Once again I am taken aback by BBC journalists describing the good old days after the toppling of Saddam (when in fact they spent their time screaming about museums being looted and hospitals raided etc etc) only to find it helps build up a vision of opportunities wasted:

'Looking through my photographs from Iraq last year, there are so many happy faces, so many smiles... Many Iraqis I met also said: "Thank you Bush, thank you Blair, we love freedom." '

Was it really that good for BBC journalists just over a year ago? Wow- and to think I never knew.

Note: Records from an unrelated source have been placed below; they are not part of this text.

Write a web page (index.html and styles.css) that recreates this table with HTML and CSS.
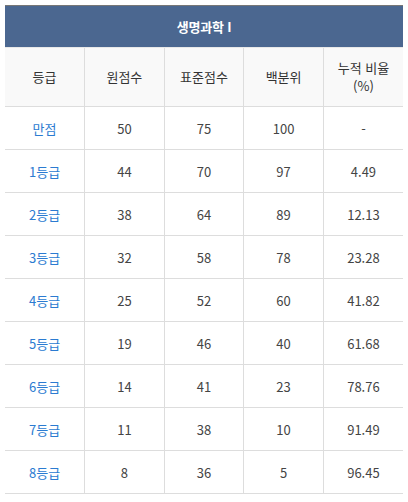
FILE: index.html
```html
<!DOCTYPE html>
<html lang="ko">
<head>
<meta charset="utf-8">
<link rel="stylesheet" href="styles.css">
</head>
<body>
<table class="score">
  <thead>
    <tr class="title-row"><th colspan="5" class="title">생명과학 I</th></tr>
    <tr class="head-row">
      <th>등급</th><th>원점수</th><th>표준점수</th><th>백분위</th><th>누적 비율<br>(%)</th>
    </tr>
  </thead>
  <tbody>
    <tr><td class="grade">만점</td><td>50</td><td>75</td><td>100</td><td>-</td></tr>
    <tr><td class="grade">1등급</td><td>44</td><td>70</td><td>97</td><td>4.49</td></tr>
    <tr><td class="grade">2등급</td><td>38</td><td>64</td><td>89</td><td>12.13</td></tr>
    <tr><td class="grade">3등급</td><td>32</td><td>58</td><td>78</td><td>23.28</td></tr>
    <tr><td class="grade">4등급</td><td>25</td><td>52</td><td>60</td><td>41.82</td></tr>
    <tr><td class="grade">5등급</td><td>19</td><td>46</td><td>40</td><td>61.68</td></tr>
    <tr><td class="grade">6등급</td><td>14</td><td>41</td><td>23</td><td>78.76</td></tr>
    <tr><td class="grade">7등급</td><td>11</td><td>38</td><td>10</td><td>91.49</td></tr>
    <tr><td class="grade">8등급</td><td>8</td><td>36</td><td>5</td><td>96.45</td></tr>
  </tbody>
</table>
</body>
</html>
```
FILE: styles.css
```css
html, body {
  margin: 0;
  padding: 0;
  background: #fff;
}
body {
  padding: 5px 0 0 5px;
  font-family: "Noto Sans CJK KR", "Noto Sans", sans-serif;
  font-size: 13px;
  color: #444;
}
.score {
  width: 398px;
  border-collapse: collapse;
  table-layout: fixed;
}
.score th, .score td {
  padding: 0;
  text-align: center;
  vertical-align: middle;
  border-right: 1px solid #dddddd;
  border-bottom: 1px solid #dddddd;
  font-weight: normal;
}
.score th:last-child, .score td:last-child {
  border-right: none;
}
.title-row th.title {
  background: #4b6790;
  color: #fff;
  font-weight: bold;
  height: 41px;
  border-top: 1px solid #777;
  border-bottom: 1px solid #e8e8e8;
  letter-spacing: -0.2px;
}
.head-row th {
  background: #f9f9f9;
  color: #333;
  height: 58px;
  line-height: 18px;
  font-size: 13px;
}
.score td {
  height: 42px;
  color: #444;
}
.score td.grade {
  color: #2b7bd1;
}
```
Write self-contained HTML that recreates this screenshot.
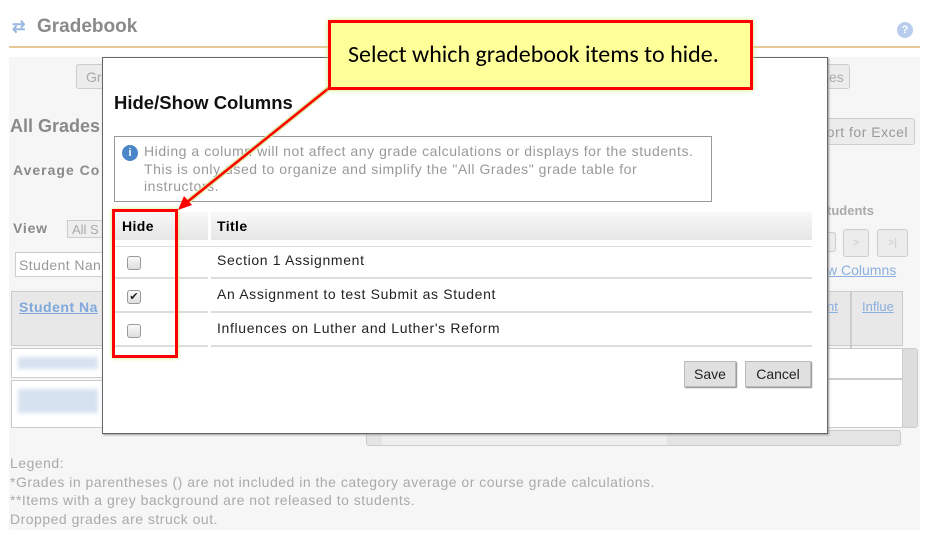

Much like the report on the anxious Kurds, part of this analysis from Hugh Sykes I can appreciate. It's the casual line of US behaviour as 'haughty' and 'insulting' that I can't buy. In this article we find complaints that there is a (very sketchily defined) re-Baathification of local politics. Yet the Beeb's primary beef all along has been the hasty disbandment the Baathist armed forces and command structures. Does this 'haughty' and 'insulting' coalition sound like the one led by Paul Bremer whose parting words to the Iraqi people were so warm in quoting an Iraqi poem:

'I’ve left my heart in the hands of God in Baghdad
I said good bye to him when I wished instead..
That I would say good bye to the days of my life.

If the Beeb could, with all their advantages, work out what it is they object to in US handling of Iraq (other than the invasion itself), and then take the risk of having to admit they were mistaken, it would be so much easier to respect their editorial stance- or does being impartial really mean being all at sea within their chosen and ever broadening lines of prejudice?